▶ **Challenge**: Any picture among the records should be left out, please; retype the rest exactly.

(Collected data)
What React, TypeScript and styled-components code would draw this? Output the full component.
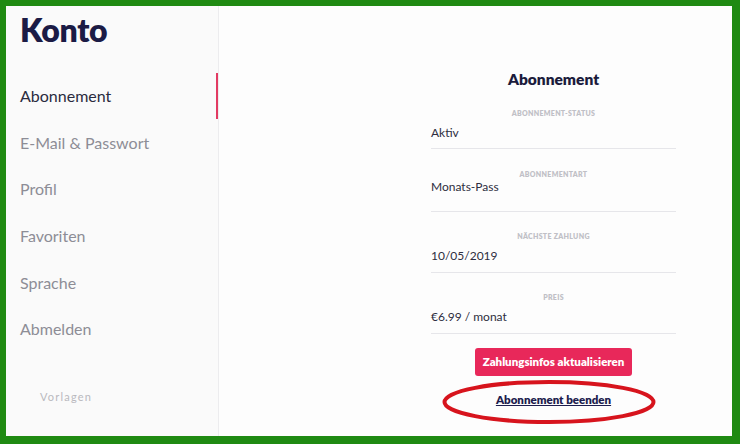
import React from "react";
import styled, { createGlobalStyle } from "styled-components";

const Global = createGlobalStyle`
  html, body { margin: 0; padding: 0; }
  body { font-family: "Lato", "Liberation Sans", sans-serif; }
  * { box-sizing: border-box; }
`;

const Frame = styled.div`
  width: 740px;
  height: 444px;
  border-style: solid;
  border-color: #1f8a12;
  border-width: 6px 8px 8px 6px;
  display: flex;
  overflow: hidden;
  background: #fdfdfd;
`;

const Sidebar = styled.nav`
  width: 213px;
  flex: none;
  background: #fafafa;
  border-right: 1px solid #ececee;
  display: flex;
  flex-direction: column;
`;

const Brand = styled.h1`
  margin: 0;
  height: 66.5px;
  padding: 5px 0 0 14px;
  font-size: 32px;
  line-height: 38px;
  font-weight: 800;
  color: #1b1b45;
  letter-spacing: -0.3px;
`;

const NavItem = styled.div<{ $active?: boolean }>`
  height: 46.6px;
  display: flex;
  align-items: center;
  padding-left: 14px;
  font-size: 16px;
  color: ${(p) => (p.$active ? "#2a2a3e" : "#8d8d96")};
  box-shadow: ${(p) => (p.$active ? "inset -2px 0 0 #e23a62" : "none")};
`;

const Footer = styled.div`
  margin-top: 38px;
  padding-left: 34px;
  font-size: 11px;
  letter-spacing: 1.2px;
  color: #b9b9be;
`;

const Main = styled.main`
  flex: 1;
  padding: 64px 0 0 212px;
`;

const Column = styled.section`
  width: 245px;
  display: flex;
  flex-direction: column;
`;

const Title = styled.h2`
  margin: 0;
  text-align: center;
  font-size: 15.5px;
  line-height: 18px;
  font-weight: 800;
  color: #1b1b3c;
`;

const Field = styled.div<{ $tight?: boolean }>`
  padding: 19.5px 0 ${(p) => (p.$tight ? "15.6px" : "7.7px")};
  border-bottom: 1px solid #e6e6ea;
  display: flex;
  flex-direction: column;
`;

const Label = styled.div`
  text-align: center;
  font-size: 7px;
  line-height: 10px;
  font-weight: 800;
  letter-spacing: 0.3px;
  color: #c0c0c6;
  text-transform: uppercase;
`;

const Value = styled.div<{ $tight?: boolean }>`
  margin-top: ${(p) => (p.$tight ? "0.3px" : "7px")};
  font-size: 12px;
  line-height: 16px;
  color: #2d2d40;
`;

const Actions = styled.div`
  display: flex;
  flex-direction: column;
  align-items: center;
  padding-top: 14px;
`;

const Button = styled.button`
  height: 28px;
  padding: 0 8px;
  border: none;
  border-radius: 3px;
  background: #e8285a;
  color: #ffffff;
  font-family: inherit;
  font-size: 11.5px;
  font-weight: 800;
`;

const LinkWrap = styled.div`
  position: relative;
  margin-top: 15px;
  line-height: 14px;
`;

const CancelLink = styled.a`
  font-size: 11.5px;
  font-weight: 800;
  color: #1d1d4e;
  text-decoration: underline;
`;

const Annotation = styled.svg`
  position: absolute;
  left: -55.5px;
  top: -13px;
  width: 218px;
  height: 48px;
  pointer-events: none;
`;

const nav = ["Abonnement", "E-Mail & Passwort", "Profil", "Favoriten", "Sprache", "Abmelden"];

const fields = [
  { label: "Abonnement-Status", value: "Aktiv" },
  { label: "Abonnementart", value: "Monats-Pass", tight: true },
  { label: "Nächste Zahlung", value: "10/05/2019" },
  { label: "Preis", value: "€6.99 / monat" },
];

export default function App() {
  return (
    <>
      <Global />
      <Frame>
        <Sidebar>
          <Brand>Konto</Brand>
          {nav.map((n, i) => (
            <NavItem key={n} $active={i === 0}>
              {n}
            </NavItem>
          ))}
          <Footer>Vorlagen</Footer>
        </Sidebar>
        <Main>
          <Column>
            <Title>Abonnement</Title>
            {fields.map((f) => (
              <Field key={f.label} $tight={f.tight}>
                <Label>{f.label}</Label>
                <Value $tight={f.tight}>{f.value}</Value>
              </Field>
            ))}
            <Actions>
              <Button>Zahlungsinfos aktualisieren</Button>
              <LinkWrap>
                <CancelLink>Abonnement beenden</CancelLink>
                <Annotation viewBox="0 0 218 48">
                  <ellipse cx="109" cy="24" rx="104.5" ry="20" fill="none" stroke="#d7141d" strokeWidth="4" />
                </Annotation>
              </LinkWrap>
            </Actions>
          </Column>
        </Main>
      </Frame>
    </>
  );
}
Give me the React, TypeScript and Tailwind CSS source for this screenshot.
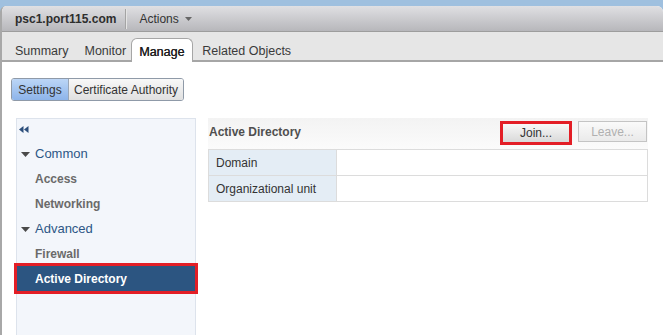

▶ **Result below**:
What React, TypeScript and styled-components code would draw this? Output the full component.
import React from "react";
import styled, { createGlobalStyle } from "styled-components";

const Global = createGlobalStyle`
  html, body { margin: 0; padding: 0; }
  body { font-family: "Lato", "Liberation Sans", sans-serif; }
  * { box-sizing: border-box; }
`;

const Frame = styled.div`
  width: 740px;
  height: 444px;
  border-style: solid;
  border-color: #1f8a12;
  border-width: 6px 8px 8px 6px;
  display: flex;
  overflow: hidden;
  background: #fdfdfd;
`;

const Sidebar = styled.nav`
  width: 213px;
  flex: none;
  background: #fafafa;
  border-right: 1px solid #ececee;
  display: flex;
  flex-direction: column;
`;

const Brand = styled.h1`
  margin: 0;
  height: 66.5px;
  padding: 5px 0 0 14px;
  font-size: 32px;
  line-height: 38px;
  font-weight: 800;
  color: #1b1b45;
  letter-spacing: -0.3px;
`;

const NavItem = styled.div<{ $active?: boolean }>`
  height: 46.6px;
  display: flex;
  align-items: center;
  padding-left: 14px;
  font-size: 16px;
  color: ${(p) => (p.$active ? "#2a2a3e" : "#8d8d96")};
  box-shadow: ${(p) => (p.$active ? "inset -2px 0 0 #e23a62" : "none")};
`;

const Footer = styled.div`
  margin-top: 38px;
  padding-left: 34px;
  font-size: 11px;
  letter-spacing: 1.2px;
  color: #b9b9be;
`;

const Main = styled.main`
  flex: 1;
  padding: 64px 0 0 212px;
`;

const Column = styled.section`
  width: 245px;
  display: flex;
  flex-direction: column;
`;

const Title = styled.h2`
  margin: 0;
  text-align: center;
  font-size: 15.5px;
  line-height: 18px;
  font-weight: 800;
  color: #1b1b3c;
`;

const Field = styled.div<{ $tight?: boolean }>`
  padding: 19.5px 0 ${(p) => (p.$tight ? "15.6px" : "7.7px")};
  border-bottom: 1px solid #e6e6ea;
  display: flex;
  flex-direction: column;
`;

const Label = styled.div`
  text-align: center;
  font-size: 7px;
  line-height: 10px;
  font-weight: 800;
  letter-spacing: 0.3px;
  color: #c0c0c6;
  text-transform: uppercase;
`;

const Value = styled.div<{ $tight?: boolean }>`
  margin-top: ${(p) => (p.$tight ? "0.3px" : "7px")};
  font-size: 12px;
  line-height: 16px;
  color: #2d2d40;
`;

const Actions = styled.div`
  display: flex;
  flex-direction: column;
  align-items: center;
  padding-top: 14px;
`;

const Button = styled.button`
  height: 28px;
  padding: 0 8px;
  border: none;
  border-radius: 3px;
  background: #e8285a;
  color: #ffffff;
  font-family: inherit;
  font-size: 11.5px;
  font-weight: 800;
`;

const LinkWrap = styled.div`
  position: relative;
  margin-top: 15px;
  line-height: 14px;
`;

const CancelLink = styled.a`
  font-size: 11.5px;
  font-weight: 800;
  color: #1d1d4e;
  text-decoration: underline;
`;

const Annotation = styled.svg`
  position: absolute;
  left: -55.5px;
  top: -13px;
  width: 218px;
  height: 48px;
  pointer-events: none;
`;

const nav = ["Abonnement", "E-Mail & Passwort", "Profil", "Favoriten", "Sprache", "Abmelden"];

const fields = [
  { label: "Abonnement-Status", value: "Aktiv" },
  { label: "Abonnementart", value: "Monats-Pass", tight: true },
  { label: "Nächste Zahlung", value: "10/05/2019" },
  { label: "Preis", value: "€6.99 / monat" },
];

export default function App() {
  return (
    <>
      <Global />
      <Frame>
        <Sidebar>
          <Brand>Konto</Brand>
          {nav.map((n, i) => (
            <NavItem key={n} $active={i === 0}>
              {n}
            </NavItem>
          ))}
          <Footer>Vorlagen</Footer>
        </Sidebar>
        <Main>
          <Column>
            <Title>Abonnement</Title>
            {fields.map((f) => (
              <Field key={f.label} $tight={f.tight}>
                <Label>{f.label}</Label>
                <Value $tight={f.tight}>{f.value}</Value>
              </Field>
            ))}
            <Actions>
              <Button>Zahlungsinfos aktualisieren</Button>
              <LinkWrap>
                <CancelLink>Abonnement beenden</CancelLink>
                <Annotation viewBox="0 0 218 48">
                  <ellipse cx="109" cy="24" rx="104.5" ry="20" fill="none" stroke="#d7141d" strokeWidth="4" />
                </Annotation>
              </LinkWrap>
            </Actions>
          </Column>
        </Main>
      </Frame>
    </>
  );
}
Give me the React, TypeScript and Tailwind CSS source for this screenshot.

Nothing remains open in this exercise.